The bizarre description of Ball’s book on Amazon describes how it ‘opens with the dramatic and thrilling attempted kidnapping of Princess Anne’ before detailing the author’s ‘eventful and turbulent 45-year stay in Rampton and Broadmoor criminal lunatic asylums’.
It adds: ‘The book is an emotive read and it will make you laugh, make you cry, shock you even, but ultimately it will leave you in wonder at the indomitability of the human spirit.’

Ball continues to parrot the excuse that the kidnapping was actually a hoax gone wrong, an explanation he first made six months after the incident.
His line of events claims the kidnap attempt was staged with the help of a policeman ‘friend’ called ‘Frank’.
This Frank was supposedly meant to have removed the gunpowder from the bullets in Ball’s guns and replaced another woman for Princess Anne.
The former Broadmoor detainee said: ‘The whole idea of performing the hoax was to get the publicity so I could write my autobiography, and I expected to get £10,000 in royalties.
‘To prove my innocence I need to prove the existence of Frank. That will prove I had reason to believe it was all a hoax.’
He also claims he was wrongfully jailed by the ‘upper classes’, adding that the late Queen was the ‘ring-leader’.
The Daily Mail report claims Ball uses social media to appeal against his convictions and has leaflets distributed in his local west London area, encouraging people to meet him.

Thorough risk assessments are conducted on ‘restricted patients’ like Ball before they are let out.
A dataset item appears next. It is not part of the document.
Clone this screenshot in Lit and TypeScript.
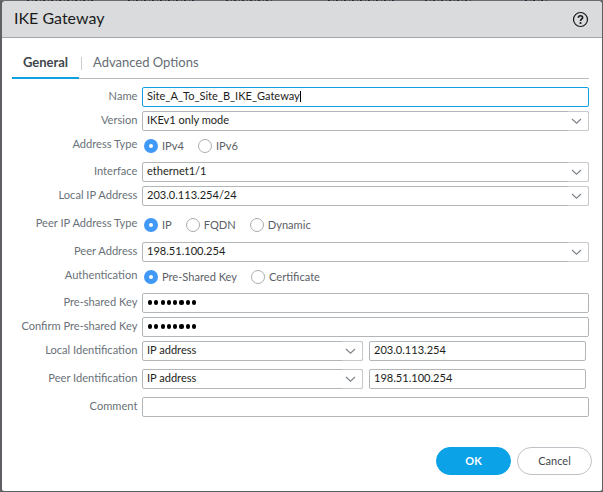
import { LitElement, html, css, svg, nothing } from "lit";
import { customElement, property } from "lit/decorators.js";

const chevron = html`<svg class="chevron" width="11" height="7" viewBox="0 0 11 7">
  ${svg`<path d="M1 1 L5.5 5.2 L10 1" fill="none" stroke="#7b828a" stroke-width="1.1"/>`}
</svg>`;

@customElement("form-field")
class FormField extends LitElement {
  @property() value = "";
  @property() kind = "text";
  @property({ type: Boolean }) focused = false;

  static styles = css`
    :host { display: block; flex: 1; min-width: 0; }
    .box {
      box-sizing: border-box; height: 20px; display: flex; align-items: center;
      border: 1px solid #b3b6b9; border-radius: 2px; background: #fff; padding-left: 4px;
      color: #1c1e20; font: 11.05px/18px Lato, sans-serif;
    }
    .box.focused { border-color: #10a0e2; }
    .text { flex: 1; white-space: pre; position: relative; top: -1px; }
    .caret { display: inline-block; width: 1px; height: 11px; margin-right: -1px; background: #000; vertical-align: -2px; }
    .dots { display: flex; gap: 2.1px; padding: 0 0 1px 1px; }
    .dot { width: 4.2px; height: 4.2px; border-radius: 50%; background: #000; }
    .trigger {
      box-sizing: border-box; width: 21px; height: 20px; margin: -1px -1px;
      border: 1px solid #c6cacd; border-left: 0; border-radius: 0 2px 2px 0;
      display: flex; align-items: center; justify-content: center; padding: 1px 3px 0 0;
    }
  `;

  render() {
    return html`<div class="box ${this.focused ? "focused" : ""}">
      ${this.kind === "password"
        ? html`<span class="dots">${Array.from({ length: 8 }, () => html`<i class="dot"></i>`)}</span>`
        : html`<span class="text">${this.value}${this.focused ? html`<i class="caret"></i>` : nothing}</span>`}
      ${this.kind === "select" ? html`<span class="trigger">${chevron}</span>` : nothing}
    </div>`;
  }
}

@customElement("radio-option")
class RadioOption extends LitElement {
  @property() label = "";
  @property({ type: Boolean }) checked = false;

  static styles = css`
    :host { display: flex; align-items: center; gap: 4px; font: 11.1px/14px Lato, sans-serif; color: #5c6166; }
    .circle { box-sizing: border-box; width: 14px; height: 14px; border-radius: 50%; border: 1px solid #a9adb1; background: #fff; }
    .circle.on { border: 5px solid #4098f7; }
    .label { white-space: nowrap; position: relative; top: -0.5px; }
  `;

  render() {
    return html`<span class="circle ${this.checked ? "on" : ""}"></span><span class="label">${this.label}</span>`;
  }
}

@customElement("app-root")
class AppRoot extends LitElement {
  static styles = css`
    :host { display: block; width: 603px; height: 492px; overflow: hidden; background: #5f6063; font-family: Lato, sans-serif; }
    .dialog {
      box-sizing: border-box; margin: 0 1px 0 2px; height: 490px; background: #fff;
      border-radius: 4px 4px 2px 2px; overflow: hidden; display: flex; flex-direction: column;
    }
    .backdrop {
      height: 1px; background: #696b71; padding-left: 27px;
      display: grid; grid-template-columns: 101px 98px 102px 97px 100px 1fr;
    }
    .cell { height: 1px; background: repeating-linear-gradient(90deg, #2b2a38 0 2px, #696b71 2px 5px, #4a4240 5px 6px, #696b71 6px 8px); }
    .long { width: 67px; }
    .mid { width: 47px; }
    .short { width: 23px; }
    .header {
      box-sizing: border-box; height: 37px; background: #dadbdd; border-bottom: 1px solid #a3a5a8;
      display: flex; align-items: center; justify-content: space-between; padding: 0 13px 0 12px;
    }
    .title { font-size: 16px; line-height: 20px; color: #1a1b1d; position: relative; top: -1px; }
    .tabs { margin: 12px 13px 0 10px; height: 28px; border-bottom: 1px solid #b9bbbe; display: flex; }
    .tab { box-sizing: border-box; height: 29px; font-size: 13px; line-height: 24px; color: #666d74; white-space: nowrap; }
    .tab.active { width: 67px; text-align: center; font-weight: 700; color: #3f464c; border-bottom: 2px solid #0ea2e4; }
    .separator { width: 1px; height: 13px; margin: 7px 11px 0 2px; background: #c9ccd0; }
    .form { padding: 8px 13px 0 0; display: grid; }
    .row { display: flex; height: 20px; }
    .name { width: 135.4px; margin-right: 4.6px; text-align: right; font-size: 11.1px; line-height: 18px; color: #697178; white-space: nowrap; }
    .options { display: flex; padding: 4px 0 0 2px; height: 14px; }
    .pair { display: flex; flex: 1; gap: 6px; padding-right: 3px; }
    .kind { flex: 0 0 221px; }
    .footer { display: flex; justify-content: flex-end; gap: 6px; margin: 30px 10px 0 0; }
    .button {
      box-sizing: border-box; width: 75px; height: 28px; padding: 0 0 1px; border-radius: 14px; border: 1px solid #bfc3c7;
      background: #fff; color: #42484e; font: 11px/24px Lato, sans-serif; text-align: center;
    }
    .button.primary { background: #0ba2e8; border-color: #0ba2e8; color: #fff; font-weight: 700; }
    .mt4 { margin-top: 4px; }
    .mt7 { margin-top: 7px; }
    .mt8 { margin-top: 8px; }
    .spaced { margin-left: 14px; }
  `;

  field(label: string, gap: string, value: string, kind = "text", focused = false) {
    return html`<div class="row ${gap}">
      <span class="name">${label}</span>
      <form-field .value=${value} .kind=${kind} ?focused=${focused}></form-field>
    </div>`;
  }

  radios(label: string, gap: string, options: string[]) {
    return html`<div class="row ${gap}">
      <span class="name">${label}</span>
      <span class="options">${options.map((o, i) => html`<radio-option class=${i ? "spaced" : ""} .label=${o} ?checked=${i === 0}></radio-option>`)}</span>
    </div>`;
  }

  identity(label: string, gap: string, value: string) {
    return html`<div class="row ${gap}">
      <span class="name">${label}</span>
      <div class="pair">
        <form-field class="kind" .value=${"IP address"} .kind=${"select"}></form-field>
        <form-field .value=${value}></form-field>
      </div>
    </div>`;
  }

  render() {
    const cells = ["long", "long", "mid", "long", "mid", "short"];
    return html`
      <div class="backdrop">${cells.map((c) => html`<span class="cell ${c}"></span>`)}</div>
      <div class="dialog">
        <div class="header">
          <span class="title">IKE Gateway</span>
          <svg class="help" width="17" height="17" viewBox="0 0 17 17">
            <circle cx="8.5" cy="8.5" r="7" fill="none" stroke="#17181a" stroke-width="1.2"/>
            <path d="M6.4 6.7 C6.4 4.1 10.6 4.1 10.6 6.6 C10.6 8.2 8.5 8.2 8.5 10" fill="none" stroke="#17181a" stroke-width="1.7"/>
            <circle cx="8.5" cy="12" r="1.1" fill="#17181a"/>
          </svg>
        </div>
        <div class="tabs">
          <span class="tab active">General</span>
          <span class="separator"></span>
          <span class="tab">Advanced Options</span>
        </div>
        <div class="form">
          ${this.field("Name", "", "Site_A_To_Site_B_IKE_Gateway", "text", true)}
          ${this.field("Version", "mt4", "IKEv1 only mode", "select")}
          ${this.radios("Address Type", "mt4", ["IPv4", "IPv6"])}
          ${this.field("Interface", "mt7", "ethernet1/1", "select")}
          ${this.field("Local IP Address", "mt4", "203.0.113.254/24", "select")}
          ${this.radios("Peer IP Address Type", "mt8", ["IP", "FQDN", "Dynamic"])}
          ${this.field("Peer Address", "mt8", "198.51.100.254", "select")}
          ${this.radios("Authentication", "mt4", ["Pre-Shared Key", "Certificate"])}
          ${this.field("Pre-shared Key", "mt7", "", "password")}
          ${this.field("Confirm Pre-shared Key", "mt4", "", "password")}
          ${this.identity("Local Identification", "mt4", "203.0.113.254")}
          ${this.identity("Peer Identification", "mt8", "198.51.100.254")}
          ${this.field("Comment", "mt8", "")}
        </div>
        <div class="footer">
          <button class="button primary">OK</button>
          <button class="button">Cancel</button>
        </div>
      </div>
    `;
  }
}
Doctors have the power to ‘manage the risk to the public’.
A Ministry of Justice spokesperson said of Ball’s release: ‘Restricted patients can be recalled back to hospital if their mental health deteriorates to such a level that the risk they pose becomes unmanageable in the community.’
Anne’s bodyguard, former Metropolitan Police inspector Jim Beaton, was shot three times as he protected Anne and was later given the George Cross.
Former heavyweight boxer Ronnie Russell punched Ball twice in the head to stop the kidnapping after spotting the commotion.
Russell was awarded the George Medal by Queen Elizabeth II, who told him: ‘The medal is from the Queen, but I want to thank you as Anne’s mother.’
Anne’s father, Prince Philip, later joked of the attempted kidnapping: ‘If the man had succeeded in abducting Anne, she would have given him a hell of a time in captivity.’